Instruction:
Word for word, quote all of the material, omitting the pictures.

━━━━━━━━

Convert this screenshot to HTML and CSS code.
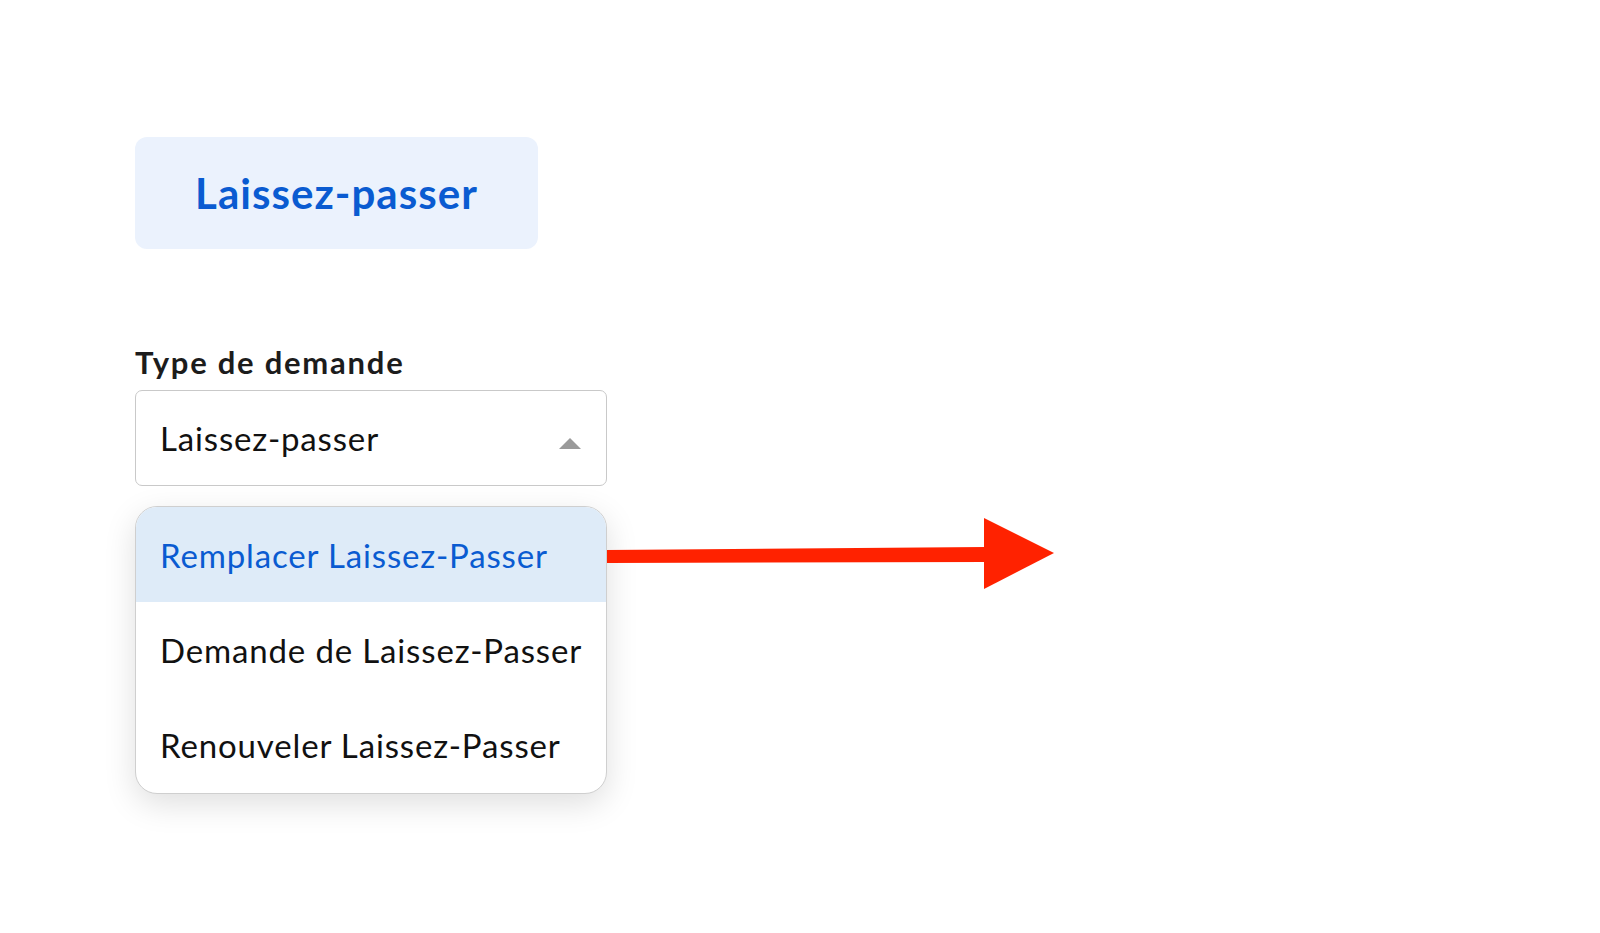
FILE: index.html
```html
<!DOCTYPE html>
<html lang="fr">
<head>
<meta charset="utf-8">
<title>Laissez-passer</title>
<link rel="stylesheet" href="styles.css">
</head>
<body>
<main class="page">
  <div class="badge">Laissez-passer</div>
  <section class="field">
    <label class="field-label">Type de demande</label>
    <div class="select">
      <span class="select-value">Laissez-passer</span>
      <span class="caret"></span>
    </div>
    <ul class="menu">
      <li class="menu-item is-active">Remplacer Laissez-Passer</li>
      <li class="menu-item">Demande de Laissez-Passer</li>
      <li class="menu-item">Renouveler Laissez-Passer</li>
    </ul>
  </section>
  <svg class="annotation" width="460" height="90" viewBox="600 510 460 90" aria-hidden="true">
    <polygon points="607,550 985,547 985,562 607,563" fill="#ff2200"/>
    <polygon points="984,518 1054,553 984,589" fill="#ff2200"/>
  </svg>
</main>
</body>
</html>
```

FILE: styles.css
```css
html, body {
  margin: 0;
  padding: 0;
  background: #ffffff;
}
body {
  font-family: Lato, "Open Sans", "Liberation Sans", sans-serif;
  color: #1a1a1a;
}
.page {
  position: relative;
  padding: 137px 0 0 135px;
  min-height: 796px;
}
.badge {
  width: 403px;
  height: 112px;
  box-sizing: border-box;
  background: #ebf2fd;
  border-radius: 12px;
  display: flex;
  align-items: center;
  justify-content: center;
  color: #0a5bd1;
  font-weight: 700;
  font-size: 42px;
  letter-spacing: 1.05px;
}
.field {
  margin-top: 93px;
  width: 472px;
}
.field-label {
  display: block;
  font-weight: 700;
  font-size: 31px;
  letter-spacing: 1.75px;
  color: #1c1c1c;
  line-height: 40px;
  margin-bottom: 8px;
}
.select {
  box-sizing: border-box;
  height: 96px;
  border: 1.5px solid #c9c9c9;
  border-radius: 7px;
  display: flex;
  align-items: center;
  justify-content: space-between;
  padding: 0 25px 0 24px;
}
.select-value {
  font-size: 33px;
  letter-spacing: 0.85px;
  color: #111;
}
.caret {
  width: 0;
  height: 0;
  border-left: 11px solid transparent;
  border-right: 11px solid transparent;
  border-bottom: 11px solid #9a9a9a;
  margin-top: 10px;
}
.menu {
  list-style: none;
  margin: 20px 0 0 0;
  padding: 0;
  box-sizing: border-box;
  height: 288px;
  border: 1.5px solid #cfcfcf;
  border-radius: 22px;
  overflow: hidden;
  box-shadow: 0 10px 32px rgba(0, 0, 0, 0.13);
  background: #fff;
}
.menu-item {
  height: 95px;
  display: flex;
  align-items: center;
  padding: 0 0 0 24px;
  font-size: 33px;
  letter-spacing: 0.85px;
  color: #111;
}
.menu-item.is-active {
  background: #deebf8;
  color: #0a5bd1;
}
.annotation {
  position: absolute;
  left: 600px;
  top: 510px;
}
```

━━━━━━━━

Expected answer:
Convert this screenshot to HTML and CSS code.
FILE: index.html
```html
<!DOCTYPE html>
<html lang="fr">
<head>
<meta charset="utf-8">
<title>Laissez-passer</title>
<link rel="stylesheet" href="styles.css">
</head>
<body>
<main class="page">
  <div class="badge">Laissez-passer</div>
  <section class="field">
    <label class="field-label">Type de demande</label>
    <div class="select">
      <span class="select-value">Laissez-passer</span>
      <span class="caret"></span>
    </div>
    <ul class="menu">
      <li class="menu-item is-active">Remplacer Laissez-Passer</li>
      <li class="menu-item">Demande de Laissez-Passer</li>
      <li class="menu-item">Renouveler Laissez-Passer</li>
    </ul>
  </section>
  <svg class="annotation" width="460" height="90" viewBox="600 510 460 90" aria-hidden="true">
    <polygon points="607,550 985,547 985,562 607,563" fill="#ff2200"/>
    <polygon points="984,518 1054,553 984,589" fill="#ff2200"/>
  </svg>
</main>
</body>
</html>
```

FILE: styles.css
```css
html, body {
  margin: 0;
  padding: 0;
  background: #ffffff;
}
body {
  font-family: Lato, "Open Sans", "Liberation Sans", sans-serif;
  color: #1a1a1a;
}
.page {
  position: relative;
  padding: 137px 0 0 135px;
  min-height: 796px;
}
.badge {
  width: 403px;
  height: 112px;
  box-sizing: border-box;
  background: #ebf2fd;
  border-radius: 12px;
  display: flex;
  align-items: center;
  justify-content: center;
  color: #0a5bd1;
  font-weight: 700;
  font-size: 42px;
  letter-spacing: 1.05px;
}
.field {
  margin-top: 93px;
  width: 472px;
}
.field-label {
  display: block;
  font-weight: 700;
  font-size: 31px;
  letter-spacing: 1.75px;
  color: #1c1c1c;
  line-height: 40px;
  margin-bottom: 8px;
}
.select {
  box-sizing: border-box;
  height: 96px;
  border: 1.5px solid #c9c9c9;
  border-radius: 7px;
  display: flex;
  align-items: center;
  justify-content: space-between;
  padding: 0 25px 0 24px;
}
.select-value {
  font-size: 33px;
  letter-spacing: 0.85px;
  color: #111;
}
.caret {
  width: 0;
  height: 0;
  border-left: 11px solid transparent;
  border-right: 11px solid transparent;
  border-bottom: 11px solid #9a9a9a;
  margin-top: 10px;
}
.menu {
  list-style: none;
  margin: 20px 0 0 0;
  padding: 0;
  box-sizing: border-box;
  height: 288px;
  border: 1.5px solid #cfcfcf;
  border-radius: 22px;
  overflow: hidden;
  box-shadow: 0 10px 32px rgba(0, 0, 0, 0.13);
  background: #fff;
}
.menu-item {
  height: 95px;
  display: flex;
  align-items: center;
  padding: 0 0 0 24px;
  font-size: 33px;
  letter-spacing: 0.85px;
  color: #111;
}
.menu-item.is-active {
  background: #deebf8;
  color: #0a5bd1;
}
.annotation {
  position: absolute;
  left: 600px;
  top: 510px;
}
```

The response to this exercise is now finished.